Already hurting from weak milk prices, curbs on movement of labor from other countries could ravage the dairy industry, according to Mike King, owner of a farm in Gloucestershire in southwest England, five of whose eight staff are from abroad.
“We advertise in the U.K. and get nobody,” said King, also chairman of the Royal Association of British Dairy Farmers. “I couldn’t run my business without migrant labor. If we’re not careful, we could get ourselves into a situation where actually we force dairy farming out of the U.K.”
Costs have become more critical as discounting by the rival supermarket chains that buy their milk has pushed farmers into debt. The numbers of dairy producers in England and Wales has fallen by two-thirds in the past two decades, according to the Agriculture and Horticulture Development Board.
About a third of dairy farmers employed staff from outside the U.K., with 94 percent saying willingness to work was the main reason, while finding U.K. workers with the right skills was also tough, a 2014 survey of 250 producers by the RABDF showed.

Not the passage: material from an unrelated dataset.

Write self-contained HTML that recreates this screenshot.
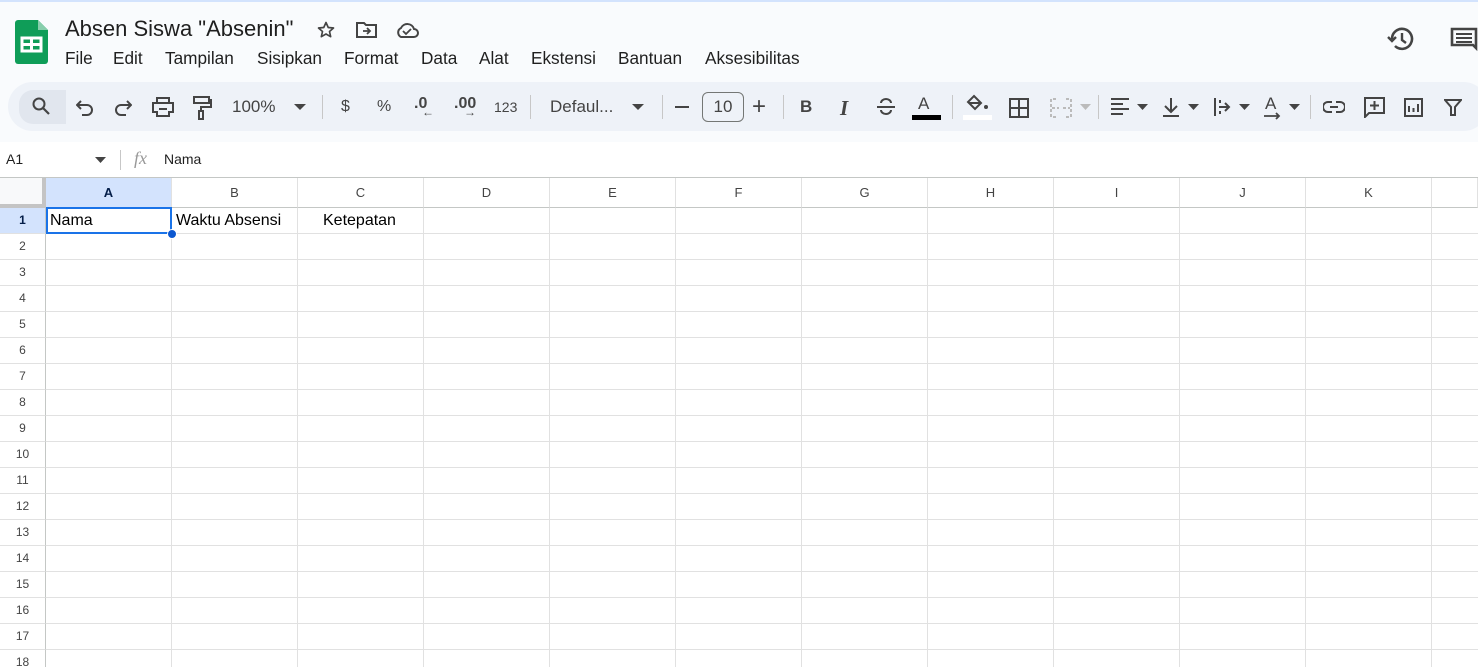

“Price wars in the retail sector, where incumbents are being challenged by low-cost rivals, will feed through the supply chain and exert continuing pressure for farms to cut costs, including suppressing wages or employing fewer workers,” Stephen Devlin, natural-resources economist at the London-based New Economics Foundation, wrote in a report.
While the government is wary of public concerns over migrants, such stresses on farmers mean it may need to bring in temporary visas for low-wage, low-skilled workers. That’s less than three years after it abolished just such a system for Romanians and Bulgarians as controls on labor from those countries ended.
“Assuming that free movement does come to an end, then the government is going to have to make some decision on how much of the labor supply that’s been available from European countries will be replaced,” said Madeleine Sumption, director of Oxford University’s Migration Observatory. “If there’s any kind of low-wage or low-skilled work program, agriculture is the area where you’d be most likely to see it.”
It’s not just unskilled staff growers struggle to find. With an agricultural workforce largely made up of men over 55 years old, and a lack of home-grown talent studying agriculture, those with relevant experience and education have been in short supply.
More skilled horticulturalists have been coming out of colleges in Eastern Europe than in the U.K., said Berry Gardens’ Marston. That has meant the industry also turned to EU nationals to fill many of its full-time, long-term posts, he said. The RHS is among organizations that’s been promoting horticulture training in Britain after finding that 72 percent of businesses in the industry were unable to fill skilled vacancies.
“It has been a struggle to get suitable candidates for several years,” said Marion Regan, who runs Hugh Lowe Farms. “Thanks, at last, to more people studying commercial horticulture and agriculture in this country, we may in time find more U.K. citizens interested.”